What is being asked: Every line containing the word "styles" needs to be found and copied.

[BEGIN]

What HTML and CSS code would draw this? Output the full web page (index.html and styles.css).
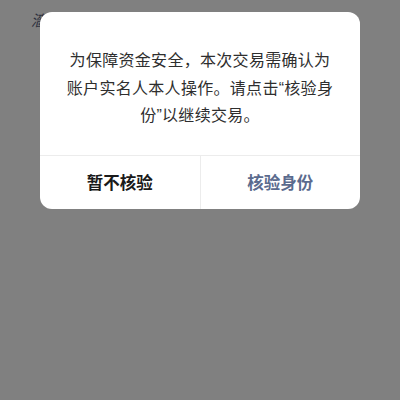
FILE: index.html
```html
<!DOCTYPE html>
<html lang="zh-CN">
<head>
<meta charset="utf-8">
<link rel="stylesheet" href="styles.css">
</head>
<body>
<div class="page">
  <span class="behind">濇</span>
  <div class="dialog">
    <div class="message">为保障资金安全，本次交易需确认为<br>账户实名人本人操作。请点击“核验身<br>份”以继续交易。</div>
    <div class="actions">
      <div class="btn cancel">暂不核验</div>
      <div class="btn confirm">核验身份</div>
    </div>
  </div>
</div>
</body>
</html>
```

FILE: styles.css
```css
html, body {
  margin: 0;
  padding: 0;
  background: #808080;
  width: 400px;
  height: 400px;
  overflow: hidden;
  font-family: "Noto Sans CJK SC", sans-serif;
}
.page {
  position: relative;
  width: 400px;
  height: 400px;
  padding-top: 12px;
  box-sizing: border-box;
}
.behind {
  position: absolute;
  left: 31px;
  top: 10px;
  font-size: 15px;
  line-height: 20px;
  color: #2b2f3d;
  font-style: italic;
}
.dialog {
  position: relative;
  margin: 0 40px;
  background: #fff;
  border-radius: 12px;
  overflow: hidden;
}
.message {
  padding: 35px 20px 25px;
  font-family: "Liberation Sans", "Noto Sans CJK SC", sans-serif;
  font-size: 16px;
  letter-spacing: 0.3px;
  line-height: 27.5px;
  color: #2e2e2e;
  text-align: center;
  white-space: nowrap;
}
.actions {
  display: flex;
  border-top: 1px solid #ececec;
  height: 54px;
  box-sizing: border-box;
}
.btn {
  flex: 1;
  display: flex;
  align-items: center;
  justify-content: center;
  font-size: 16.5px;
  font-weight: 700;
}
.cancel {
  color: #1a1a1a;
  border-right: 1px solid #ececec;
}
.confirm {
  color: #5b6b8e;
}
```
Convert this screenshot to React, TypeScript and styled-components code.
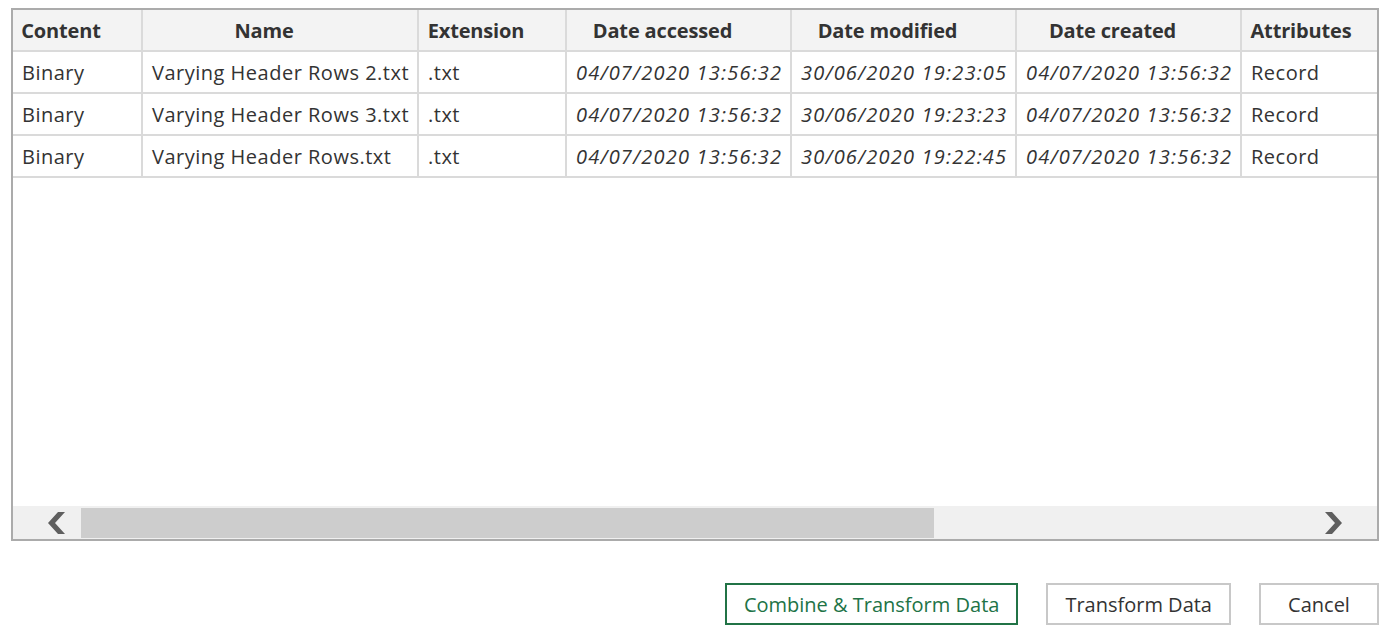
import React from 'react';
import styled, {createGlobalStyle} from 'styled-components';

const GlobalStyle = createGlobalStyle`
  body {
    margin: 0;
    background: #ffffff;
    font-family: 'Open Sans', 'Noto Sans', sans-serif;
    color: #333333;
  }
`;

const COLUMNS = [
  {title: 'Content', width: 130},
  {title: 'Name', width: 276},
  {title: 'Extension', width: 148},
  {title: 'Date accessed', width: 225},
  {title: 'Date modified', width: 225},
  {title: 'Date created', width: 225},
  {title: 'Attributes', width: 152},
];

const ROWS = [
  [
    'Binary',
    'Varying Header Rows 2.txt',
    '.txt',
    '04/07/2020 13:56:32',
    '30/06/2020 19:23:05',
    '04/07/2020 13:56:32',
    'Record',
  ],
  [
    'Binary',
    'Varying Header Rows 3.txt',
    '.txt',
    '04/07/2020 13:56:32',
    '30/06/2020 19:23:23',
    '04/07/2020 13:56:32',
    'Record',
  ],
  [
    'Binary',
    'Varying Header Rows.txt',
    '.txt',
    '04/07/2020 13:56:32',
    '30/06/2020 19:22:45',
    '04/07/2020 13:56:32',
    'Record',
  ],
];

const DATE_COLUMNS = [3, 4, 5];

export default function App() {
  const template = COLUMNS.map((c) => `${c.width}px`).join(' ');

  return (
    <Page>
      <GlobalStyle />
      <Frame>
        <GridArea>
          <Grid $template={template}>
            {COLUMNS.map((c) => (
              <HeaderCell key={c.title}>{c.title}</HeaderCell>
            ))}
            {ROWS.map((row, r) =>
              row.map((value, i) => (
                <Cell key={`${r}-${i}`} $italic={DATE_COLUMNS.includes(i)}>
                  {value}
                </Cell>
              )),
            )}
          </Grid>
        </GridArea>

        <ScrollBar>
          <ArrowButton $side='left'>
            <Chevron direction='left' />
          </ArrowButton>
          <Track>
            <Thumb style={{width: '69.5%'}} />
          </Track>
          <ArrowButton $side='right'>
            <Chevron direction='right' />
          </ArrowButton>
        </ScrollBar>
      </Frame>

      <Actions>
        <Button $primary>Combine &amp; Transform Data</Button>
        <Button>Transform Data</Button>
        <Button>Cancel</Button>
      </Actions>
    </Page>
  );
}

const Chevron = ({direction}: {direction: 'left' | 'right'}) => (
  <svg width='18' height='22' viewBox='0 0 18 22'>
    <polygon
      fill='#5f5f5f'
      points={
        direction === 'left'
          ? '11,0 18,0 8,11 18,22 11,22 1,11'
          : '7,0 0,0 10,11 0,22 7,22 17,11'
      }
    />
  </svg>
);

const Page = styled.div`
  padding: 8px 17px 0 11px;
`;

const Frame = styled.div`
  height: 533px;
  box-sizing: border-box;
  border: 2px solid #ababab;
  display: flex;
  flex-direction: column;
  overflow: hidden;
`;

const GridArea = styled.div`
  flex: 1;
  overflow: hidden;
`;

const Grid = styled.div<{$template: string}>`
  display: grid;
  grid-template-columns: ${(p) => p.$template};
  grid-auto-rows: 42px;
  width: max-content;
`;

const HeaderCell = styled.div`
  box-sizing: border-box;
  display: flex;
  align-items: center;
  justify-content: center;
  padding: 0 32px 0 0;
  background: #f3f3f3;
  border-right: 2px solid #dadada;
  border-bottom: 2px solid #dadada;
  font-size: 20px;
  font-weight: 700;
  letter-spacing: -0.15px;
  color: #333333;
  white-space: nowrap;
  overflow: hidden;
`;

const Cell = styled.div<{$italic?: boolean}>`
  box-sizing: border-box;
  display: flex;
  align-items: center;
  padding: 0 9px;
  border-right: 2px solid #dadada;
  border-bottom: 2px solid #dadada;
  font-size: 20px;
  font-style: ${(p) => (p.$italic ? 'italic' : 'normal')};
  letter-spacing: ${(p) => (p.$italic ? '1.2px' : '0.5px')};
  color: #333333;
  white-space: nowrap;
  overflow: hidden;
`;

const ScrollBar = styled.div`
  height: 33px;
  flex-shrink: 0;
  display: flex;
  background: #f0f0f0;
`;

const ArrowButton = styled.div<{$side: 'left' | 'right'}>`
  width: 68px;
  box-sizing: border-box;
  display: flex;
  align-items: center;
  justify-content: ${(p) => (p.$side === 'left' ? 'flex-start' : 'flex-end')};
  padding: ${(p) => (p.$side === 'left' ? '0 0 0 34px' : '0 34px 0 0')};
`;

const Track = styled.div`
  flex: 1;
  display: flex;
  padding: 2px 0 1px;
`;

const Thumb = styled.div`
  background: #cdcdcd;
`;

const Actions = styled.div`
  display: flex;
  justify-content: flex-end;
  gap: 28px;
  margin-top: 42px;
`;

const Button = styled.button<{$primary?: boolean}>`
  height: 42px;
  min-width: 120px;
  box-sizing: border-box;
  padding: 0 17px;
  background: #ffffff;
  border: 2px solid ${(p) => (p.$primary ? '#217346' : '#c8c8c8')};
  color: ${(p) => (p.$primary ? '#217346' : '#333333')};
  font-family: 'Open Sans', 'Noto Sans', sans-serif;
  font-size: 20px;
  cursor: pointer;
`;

[END]

Response to this task:
What HTML and CSS code would draw this? Output the full web page (index.html and styles.css).
<link rel="stylesheet" href="styles.css">
FILE: styles.css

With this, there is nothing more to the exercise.